Amanda de Oliveira é torcedora do Palmeiras e pensa que o mercado pirata perderia força se uma atitude fosse tomada pelas marcas e clubes: “As marcas poderiam fazer modelos com preços mais acessíveis. Se eu fosse comprar todo ano somente as três camisas que o Palmeiras lança, teria que gastar em torno de R$ 900. Já tentei esperar uma promoção, mas acabou não valendo a pena”.

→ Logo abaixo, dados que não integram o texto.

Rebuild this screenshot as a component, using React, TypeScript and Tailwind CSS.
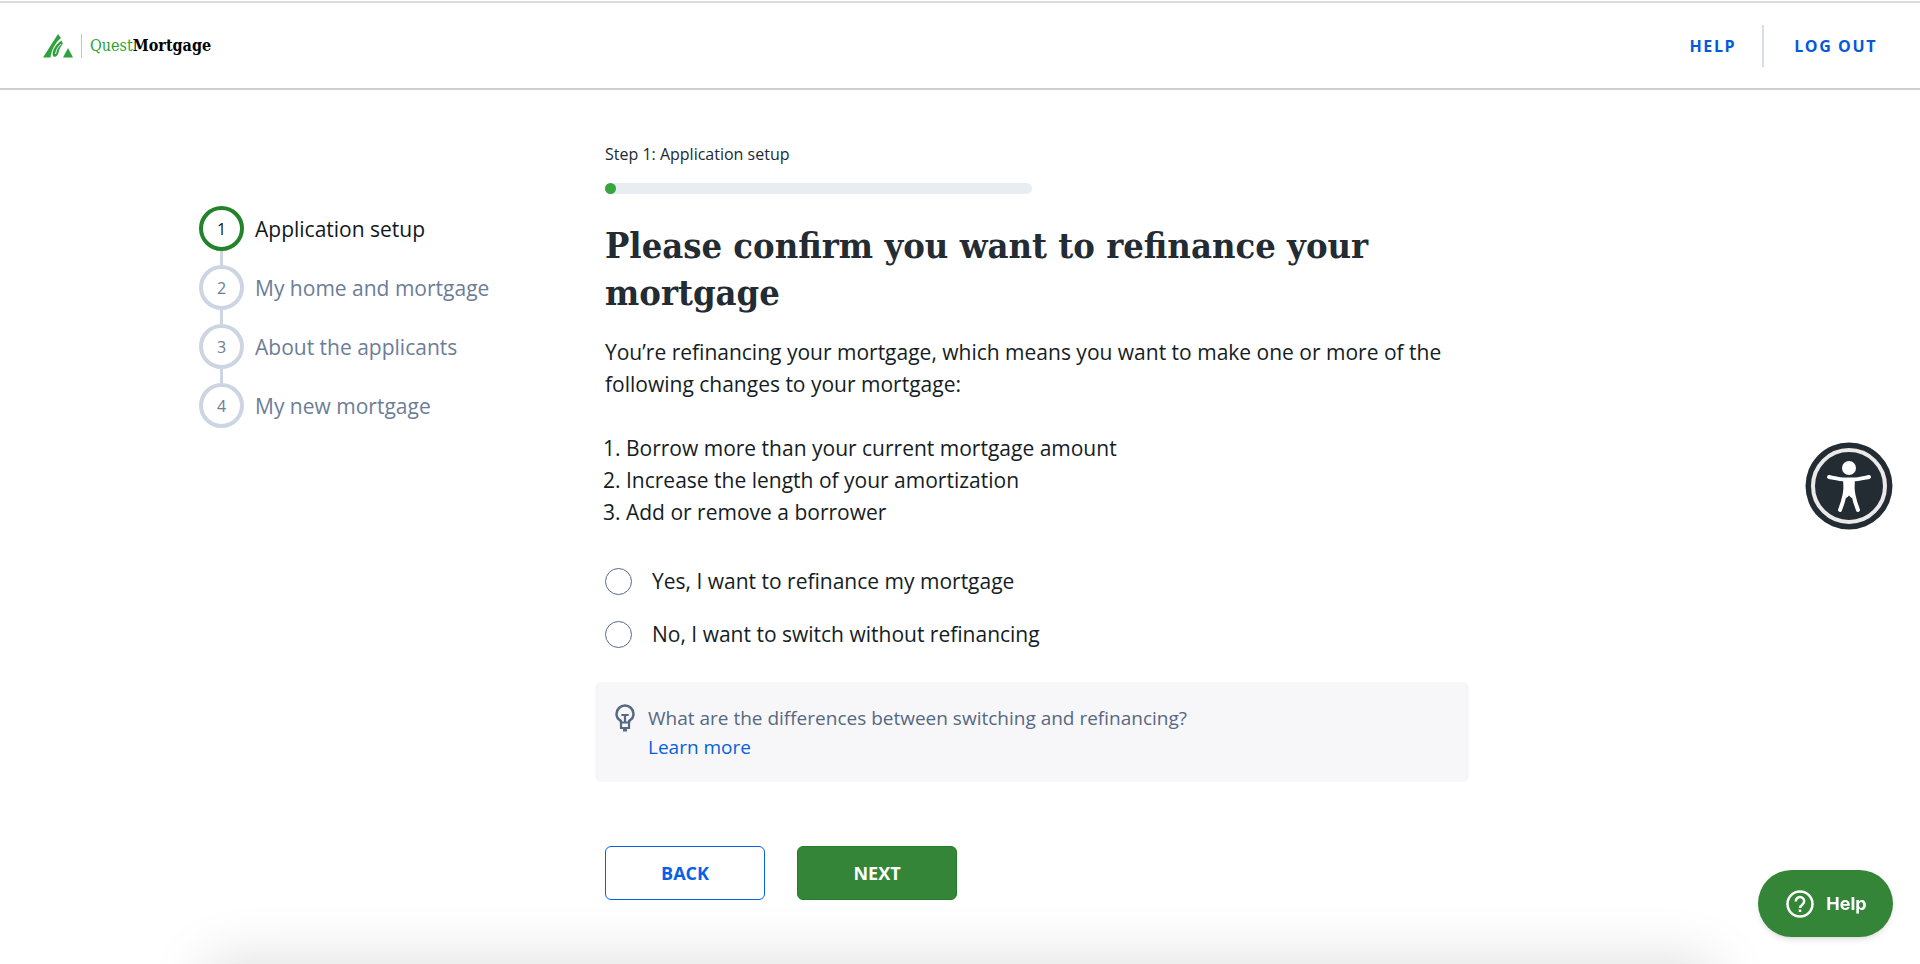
import { useState } from "react";
import clsx from "clsx";

const steps = [
  "Application setup",
  "My home and mortgage",
  "About the applicants",
  "My new mortgage",
];

const changes = [
  "Borrow more than your current mortgage amount",
  "Increase the length of your amortization",
  "Add or remove a borrower",
];

const options = [
  { value: "refinance", label: "Yes, I want to refinance my mortgage" },
  { value: "switch", label: "No, I want to switch without refinancing" },
];

function Logo() {
  return (
    <a href="#" className="flex items-center gap-2">
      <svg viewBox="0 0 30 24" className="h-6 w-[30px]" fill="#2fa23c" aria-hidden="true">
        <path d="M15 0 L18 4 C12 9 8.500 16 7.500 23.500 H0 Z" />
        <path d="M18.500 6.500 L19.800 9.500 C18.500 12 16.500 14 15.500 19 C14.500 22 12.500 23.500 10.500 22.500 C8 20 11 11 18.500 6.500 Z" />
        <path d="M18 10 C15 13 13.500 15 12.500 20" fill="none" stroke="#fff" strokeWidth="0.900" />
        <path d="M25 14 L30 23.500 H20 Z" />
      </svg>
      <span className="h-6 w-px bg-[#a9d8ae]" />
      <span className="font-['Roboto_Slab','DejaVu_Serif_Condensed','DejaVu_Serif',serif] text-base font-bold">
        <span className="font-normal text-[#2aa52f]">Quest</span>
        <span className="text-black">Mortgage</span>
      </span>
    </a>
  );
}

function Header() {
  return (
    <header className="mt-px flex h-[89px] items-center justify-between border-y-2 border-t-[#dcdcdc] border-b-[#cfcfcf] px-[43px]">
      <Logo />
      <nav className="flex items-center text-base font-bold tracking-widest text-[#0259da]">
        <a href="#" className="pr-6.5">HELP</a>
        <a href="#" className="flex h-[42px] items-center border-l-2 border-[#d8dde9] pl-7.5">LOG OUT</a>
      </nav>
    </header>
  );
}

function Stepper({ current }: { current: number }) {
  return (
    <ol className="mt-16 w-[406px] shrink-0">
      {steps.map((step, i) => (
        <li key={step}>
          {i > 0 && <div className="ml-[21px] h-[14px] w-[3px] bg-[#cdd5e3]" />}
          <div
            className={clsx(
              "flex items-center gap-[11px] text-[21px] leading-8",
              i === current ? "text-[#101820]" : "text-[#6c7d98]"
            )}
          >
            <span
              className={clsx(
                "flex size-[45px] items-center justify-center rounded-full border-4 text-base",
                i === current ? "border-[#23832b]" : "border-[#cdd5e3]"
              )}
            >
              {i + 1}
            </span>
            {step}
          </div>
        </li>
      ))}
    </ol>
  );
}

function BulbIcon() {
  return (
    <svg viewBox="0 0 20 28" className="h-7 w-5 shrink-0" fill="none" stroke="#566882" strokeWidth="2.500" aria-hidden="true">
      <path d="M5.800 18.500 V16.800 C3 15.200 1.500 13 1.500 10 A8.500 8.500 0 0 1 18.500 10 C18.500 13 17 15.200 14.200 16.800 V18.500" />
      <path d="M6.300 11 H13.700 M10 11 V18" strokeWidth="2.200" />
      <path d="M6 18.500 H14 V24 H6 Z" strokeWidth="2.200" />
      <path d="M8 25 H12 V27.500 H8 Z" fill="#566882" stroke="none" />
    </svg>
  );
}

function RefinanceForm() {
  const [choice, setChoice] = useState("");

  return (
    <form className="max-w-[864px] flex-1" onSubmit={(e) => e.preventDefault()}>
      <p className="text-base leading-6 text-[#202a33]">Step 1: Application setup</p>
      <div className="mt-[17px] h-[11px] w-[427px] rounded-full bg-[#e8edf2]">
        <div className="size-[11px] rounded-full bg-[#38a33f]" />
      </div>
      <h1 className="mt-7 font-['Roboto_Slab','DejaVu_Serif_Condensed','DejaVu_Serif',serif] text-4xl leading-[47px] font-bold text-[#232b33]">
        Please confirm you want to refinance your mortgage
      </h1>
      <div className="mt-5 text-[21px] leading-8 text-[#151d24]">
        <p>
          You’re refinancing your mortgage, which means you want to make one or more of the
          following changes to your mortgage:
        </p>
        <ol className="mt-8 -ml-0.5 list-inside list-decimal">
          {changes.map((change) => (
            <li key={change}>{change}</li>
          ))}
        </ol>
      </div>
      <fieldset className="mt-[37px] flex flex-col gap-[21px] text-[21px] leading-8 text-[#151d24]">
        {options.map(({ value, label }) => (
          <label key={value} className="flex items-center gap-5">
            <input
              type="radio"
              name="choice"
              value={value}
              checked={choice === value}
              onChange={() => setChoice(value)}
              className="size-[27px] appearance-none rounded-full border border-[#566a90] bg-white checked:border-8"
            />
            {label}
          </label>
        ))}
      </fieldset>
      <aside className="mt-8 -ml-[10px] flex h-[100px] gap-[13px] rounded-md bg-[#f7f7fa] px-5 py-[22px] text-[19px] leading-[29px]">
        <BulbIcon />
        <div>
          <p className="text-[#566882]">
            What are the differences between switching and refinancing?
          </p>
          <a href="#" className="text-[#0760dc]">Learn more</a>
        </div>
      </aside>
      <div className="mt-16 flex gap-8 text-lg font-bold">
        <button type="button" className="h-[54px] w-40 rounded-md border border-[#0760e6] text-[#0760e6]">
          BACK
        </button>
        <button type="submit" className="h-[54px] w-40 rounded-md border border-[#23802a] bg-[#348537] text-white">
          NEXT
        </button>
      </div>
    </form>
  );
}

function AccessibilityButton() {
  return (
    <button type="button" aria-label="Accessibility options" className="fixed top-[442px] right-[27px] size-[88px]">
      <svg viewBox="0 0 88 88" className="size-full" aria-hidden="true">
        <circle cx="44" cy="44" r="43.500" fill="#242c33" />
        <circle cx="44" cy="44" r="36" fill="none" stroke="#ebe9e9" strokeWidth="4" />
        <circle cx="44" cy="26" r="7" fill="#fff" />
        <path
          d="M24 35 C34 37 36 37.500 40 37.500 H48 C52 37.500 54 37 64 35 M41 39 C41 50 39 58 35 68 M47 39 C47 50 49 58 53 68"
          fill="none"
          stroke="#fff"
          strokeWidth="4"
          strokeLinecap="round"
          strokeLinejoin="round"
        />
        <path d="M38 37 H50 L49 52 L46.500 56 L44 53.500 L41.500 56 L39 52 Z" fill="#fff" />
      </svg>
    </button>
  );
}

function HelpButton() {
  return (
    <button
      type="button"
      className="fixed right-[27px] bottom-[27px] flex h-[67px] w-[135px] items-center justify-center gap-3 rounded-full bg-[#348537] pl-0.5 font-['Inter',sans-serif] text-lg font-bold text-white shadow-md"
    >
      <svg viewBox="0 0 28 28" className="size-7" fill="none" stroke="currentColor" strokeWidth="2.500" aria-hidden="true">
        <circle cx="14" cy="14" r="12.500" />
        <path d="M9.800 11.500 A4.200 4.200 0 1 1 16.500 14.500 C14.800 15.800 14 16.500 14 18" />
        <path d="M14 19.500 V22" />
      </svg>
      Help
    </button>
  );
}

export default function App() {
  return (
    <div className="flow-root min-h-screen overflow-hidden bg-white font-['Open_Sans','Noto_Sans',sans-serif]">
      <Header />
      <main className="flex pt-[52px] pr-8 pl-[199px]">
        <Stepper current={0} />
        <RefinanceForm />
      </main>
      <div className="fixed inset-x-[208px] -bottom-20 h-20 shadow-[0_0_60px_0_rgba(0,0,0,0.15)]" />
      <AccessibilityButton />
      <HelpButton />
    </div>
  );
}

Há também os torcedores que se recusam a comprar camisas falsificadas e que, mesmo com os altos preços, conseguem pagar pelos produtos oficiais que desejam. Nathalya Oliveira é um exemplo disso. Aos 24 anos, ela preza pela originalidade dos produtos quando vai comprar um novo lançamento: “Eu gosto das camisas oficiais para ter uma marca de cada época do meu time. Gosto de autografar algumas, então prefiro que sejam originais”, expõe a torcedora.
Matheus Barbosa também não curte comprar camisas sem beneficiar diretamente o clube, mas não concorda com os preços e taxas que são cobradas nesses produtos: “O problema dos produtos licenciados não é serem caros, mas valer aquilo que é atualmente cobrado. Uma camisa de futebol simples de torcedor não deveria custar nem 50% do valor produzido e mesmo que fosse as marcas poderiam se esforçar de alguma forma para driblar essa ‘crise’. Se nada mudar, vão continuar perdendo espaço para os produtos paralelos”.
Por que as camisas esportivas são tão caras?
Atualmente, sobre a produção das peças incide ICMS e IPI na saída do estabelecimento que fabricou. Sobre a receita de venda, o fabricante recolhe IRPJ, CSLL, PIS e Cofins. Esses impostos encarecem o preço final do artigo esportivo que é repassado ao consumidor. Já quem produz o artigo pirata não paga imposto, muito menos investe em tecnologia e marketing.
A pirataria é um crime que precisa ser combatido. Mas o desejo de representar o seu clube do coração com uma camisa custar tão caro ao bolso do brasileiro que, geralmente tem baixo poder aquisitivo, deve ser priorizado, para acesso do torcedor ao produto.